きっと、いいことあるよね!

母(sake)と息子(keke)の日々の記録。
お出かけ写真と料理など。

「何のために生まれてきたの?」/やなせたかしさん

2014-08-02 | 読んだ本
今日はやなせたかしさんの本の紹介である。
「何のために生まれてきたの?」

これは面白かった。

やなせさんはとても信念を持っていて、「戦争」というのを信じていない人なのである。どちらの国も正義なんて言い訳してるけど、正義って立場によっていろいろ変わっちゃうんだよね、ということを言っている。だけど間違いなく「正義」というものがあって、それは困っている人にパンを与えることなんだ、それは世界のどこの国でも間違いない正義だと。
やなせさんは、実際に戦争時代の体験から何が一番辛かったかと言うと、「お腹がすくこと」だったのだと言う。そこで困った人に自分の顔を分け与えるアンパンマンと言うキャラクターが生まれたのだそうだ。

最初は大人向けのブラック童話(?)だったのだが、あまり受けず、出版社からも「もっと刺激的なのにしないと売れませんよ」等と言われるが、「ボクの書きたいのはこれ!」と信念を貫いて書き続けるのである。そして子供から人気が出て大ヒットしたのが69歳だったとか。


あまりにもこの本が面白かったので、もう1冊借りた。

「ぼくは戦争が大きらい」
これは実際の戦争体験を書かれたものである。
軍隊に召集されて集団生活、中国への遠征(しかし偶然も重なり戦場にはならなかった)、上海で迎えた終戦のことなど。

読んですぐにブログに書けば良かったのだけど、父のことなどで書けずにいるうちに忘れてしまった事も多くて書くこともままならないのだが、この本も面白かったことは覚えている。(やなせさんが亡くなる前の年ぐらいにゴーストライターさんがインタビューをまとめたようである。)

やなせさんは軍隊に入っても「こんな練習じゃ負けるだろうなぁ」等と冷めた目で見ていたり、暗号を解読する係なので日頃割とヒマだったりするのだけど、暗号を読み間違えると大変なことになるので、その時は緊張していたそうである。

これを読んで自分の父と似たところもあるし、違う所もあるなぁと思った。
似た所は、父の戦争の話もどこか冷めた所があったのと、違う所は父は「日本が戦争をしたのは間違ってない」と思っていたし、自ら志願したのはずっと名誉としていたことである。たぶん年齢が一回り違うので父はそういう教育を受けていたのだろう。(やなせさんは「志願したのはごく一部、たいていの人は赤紙がきてから行った」と書いてある。)
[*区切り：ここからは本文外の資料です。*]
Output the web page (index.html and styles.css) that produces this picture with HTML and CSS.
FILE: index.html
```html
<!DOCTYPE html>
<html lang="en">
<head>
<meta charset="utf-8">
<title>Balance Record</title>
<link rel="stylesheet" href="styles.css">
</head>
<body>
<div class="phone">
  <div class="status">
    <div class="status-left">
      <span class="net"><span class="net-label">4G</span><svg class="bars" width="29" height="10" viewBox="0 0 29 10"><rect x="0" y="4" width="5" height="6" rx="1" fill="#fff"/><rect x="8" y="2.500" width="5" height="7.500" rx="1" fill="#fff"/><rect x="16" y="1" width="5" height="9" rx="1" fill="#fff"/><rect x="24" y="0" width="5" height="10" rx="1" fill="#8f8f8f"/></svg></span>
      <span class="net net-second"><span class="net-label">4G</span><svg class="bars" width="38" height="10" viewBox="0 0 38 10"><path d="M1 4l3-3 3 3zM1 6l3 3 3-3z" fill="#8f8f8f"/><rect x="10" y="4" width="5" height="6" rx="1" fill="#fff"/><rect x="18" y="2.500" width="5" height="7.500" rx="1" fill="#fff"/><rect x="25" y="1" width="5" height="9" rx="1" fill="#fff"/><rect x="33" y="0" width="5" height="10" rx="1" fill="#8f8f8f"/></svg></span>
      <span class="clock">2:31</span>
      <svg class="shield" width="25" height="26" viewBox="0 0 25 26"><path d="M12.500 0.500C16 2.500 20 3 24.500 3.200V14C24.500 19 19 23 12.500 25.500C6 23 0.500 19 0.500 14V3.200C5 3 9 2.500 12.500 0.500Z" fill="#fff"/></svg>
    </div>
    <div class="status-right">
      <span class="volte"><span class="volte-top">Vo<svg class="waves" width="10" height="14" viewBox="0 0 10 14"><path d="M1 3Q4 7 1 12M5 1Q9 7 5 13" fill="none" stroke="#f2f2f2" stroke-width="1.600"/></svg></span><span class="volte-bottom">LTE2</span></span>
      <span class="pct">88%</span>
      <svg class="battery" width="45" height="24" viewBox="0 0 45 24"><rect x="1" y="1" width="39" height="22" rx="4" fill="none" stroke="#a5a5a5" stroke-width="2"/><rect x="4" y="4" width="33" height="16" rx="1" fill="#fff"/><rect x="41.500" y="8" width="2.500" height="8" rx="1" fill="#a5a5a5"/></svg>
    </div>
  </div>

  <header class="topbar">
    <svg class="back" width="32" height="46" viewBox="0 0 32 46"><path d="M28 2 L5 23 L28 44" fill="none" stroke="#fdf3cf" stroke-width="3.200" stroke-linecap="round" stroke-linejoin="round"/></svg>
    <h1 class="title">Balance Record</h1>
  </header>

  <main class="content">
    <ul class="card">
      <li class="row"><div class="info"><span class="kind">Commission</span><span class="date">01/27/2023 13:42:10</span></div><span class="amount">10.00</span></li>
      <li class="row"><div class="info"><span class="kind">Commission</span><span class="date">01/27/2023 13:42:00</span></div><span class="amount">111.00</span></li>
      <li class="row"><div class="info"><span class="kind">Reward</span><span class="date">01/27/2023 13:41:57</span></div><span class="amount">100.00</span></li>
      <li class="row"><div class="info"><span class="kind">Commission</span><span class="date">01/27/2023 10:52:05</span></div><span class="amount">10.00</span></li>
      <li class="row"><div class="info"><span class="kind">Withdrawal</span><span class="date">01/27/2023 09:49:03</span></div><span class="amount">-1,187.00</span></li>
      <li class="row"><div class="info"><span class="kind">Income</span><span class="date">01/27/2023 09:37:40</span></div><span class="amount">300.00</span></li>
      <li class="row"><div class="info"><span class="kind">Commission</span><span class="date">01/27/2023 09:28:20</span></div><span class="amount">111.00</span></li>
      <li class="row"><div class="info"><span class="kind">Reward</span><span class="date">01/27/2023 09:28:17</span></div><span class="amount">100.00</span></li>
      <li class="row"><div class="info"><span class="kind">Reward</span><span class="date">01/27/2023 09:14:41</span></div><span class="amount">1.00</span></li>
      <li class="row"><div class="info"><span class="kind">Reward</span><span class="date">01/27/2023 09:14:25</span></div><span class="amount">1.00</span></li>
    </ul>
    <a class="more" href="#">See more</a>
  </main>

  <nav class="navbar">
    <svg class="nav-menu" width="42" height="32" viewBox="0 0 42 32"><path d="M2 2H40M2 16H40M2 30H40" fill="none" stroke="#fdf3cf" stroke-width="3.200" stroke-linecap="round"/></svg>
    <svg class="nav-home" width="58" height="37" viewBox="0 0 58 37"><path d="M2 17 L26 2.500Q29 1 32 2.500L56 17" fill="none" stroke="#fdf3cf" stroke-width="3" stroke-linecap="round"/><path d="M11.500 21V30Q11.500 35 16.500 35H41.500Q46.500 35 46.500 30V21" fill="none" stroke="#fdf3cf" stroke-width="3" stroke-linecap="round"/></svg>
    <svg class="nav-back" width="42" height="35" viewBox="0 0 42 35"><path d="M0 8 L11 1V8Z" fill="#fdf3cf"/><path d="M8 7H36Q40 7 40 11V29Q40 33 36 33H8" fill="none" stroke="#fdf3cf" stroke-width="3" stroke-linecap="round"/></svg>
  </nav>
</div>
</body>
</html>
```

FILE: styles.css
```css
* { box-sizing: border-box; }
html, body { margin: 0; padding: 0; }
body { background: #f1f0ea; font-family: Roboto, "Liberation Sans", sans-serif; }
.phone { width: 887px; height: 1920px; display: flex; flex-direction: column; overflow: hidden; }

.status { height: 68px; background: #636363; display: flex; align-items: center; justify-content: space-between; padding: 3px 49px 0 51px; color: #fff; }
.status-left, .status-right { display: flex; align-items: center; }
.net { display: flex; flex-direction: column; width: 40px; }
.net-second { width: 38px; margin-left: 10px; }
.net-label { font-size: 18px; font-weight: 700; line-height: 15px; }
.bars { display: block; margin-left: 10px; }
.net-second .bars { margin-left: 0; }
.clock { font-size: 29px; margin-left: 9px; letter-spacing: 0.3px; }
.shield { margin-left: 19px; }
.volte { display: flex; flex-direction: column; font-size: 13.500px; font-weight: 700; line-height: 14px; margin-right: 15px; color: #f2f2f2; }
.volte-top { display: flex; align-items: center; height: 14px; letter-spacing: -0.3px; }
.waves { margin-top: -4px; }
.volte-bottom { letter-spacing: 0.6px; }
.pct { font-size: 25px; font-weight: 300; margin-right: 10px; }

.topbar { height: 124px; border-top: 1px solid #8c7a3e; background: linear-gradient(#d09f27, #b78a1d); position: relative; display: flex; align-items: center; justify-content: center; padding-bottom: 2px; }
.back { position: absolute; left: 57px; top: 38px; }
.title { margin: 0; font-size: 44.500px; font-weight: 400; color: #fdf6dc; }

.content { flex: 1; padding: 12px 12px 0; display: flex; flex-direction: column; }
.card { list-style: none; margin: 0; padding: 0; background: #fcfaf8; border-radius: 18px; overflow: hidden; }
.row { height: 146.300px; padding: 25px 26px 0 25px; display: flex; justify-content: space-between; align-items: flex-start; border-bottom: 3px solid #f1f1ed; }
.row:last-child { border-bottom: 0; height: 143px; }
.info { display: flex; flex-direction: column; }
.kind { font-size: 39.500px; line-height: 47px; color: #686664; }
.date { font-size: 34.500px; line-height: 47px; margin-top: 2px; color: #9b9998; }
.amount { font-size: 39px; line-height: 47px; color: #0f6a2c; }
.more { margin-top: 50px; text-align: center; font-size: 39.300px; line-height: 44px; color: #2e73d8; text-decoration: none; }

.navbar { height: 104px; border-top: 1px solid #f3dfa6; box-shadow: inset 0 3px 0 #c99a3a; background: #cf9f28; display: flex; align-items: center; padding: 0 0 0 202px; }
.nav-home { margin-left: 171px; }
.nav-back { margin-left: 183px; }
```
たしかに最近、平和ボケと言うか、戦争の悲惨さを忘れつつあるような気がするのは私だけだろうか。
これを読んで改めて「戦争はよくないな」と思った。


ちなみにやなせさんは、南京にも軍隊で出向いているがのんびりした町だったようなことが書いてある。やなせさん自身は「南京大虐殺はなかったのではないか」と考えているようである。
中国の軍隊でも民家から略奪をしているようなものがあり、そういう町では逆に日本軍がそういうことをしないので逆に駐留するのを喜ばれたそうである。(こういう所は父の話と似ている雰囲気がある。)
やはり体験者の話は興味深い。

父が元気な時にもっと戦争の話を聞いておけば良かったと思う。
母は嫌な記憶しかないようだし、祖母はさらに思い出すのもイヤだったようだ。(旦那も両親もその間に亡くしたのだ)
そう言えば、またそろそろ終戦記念日だ。。。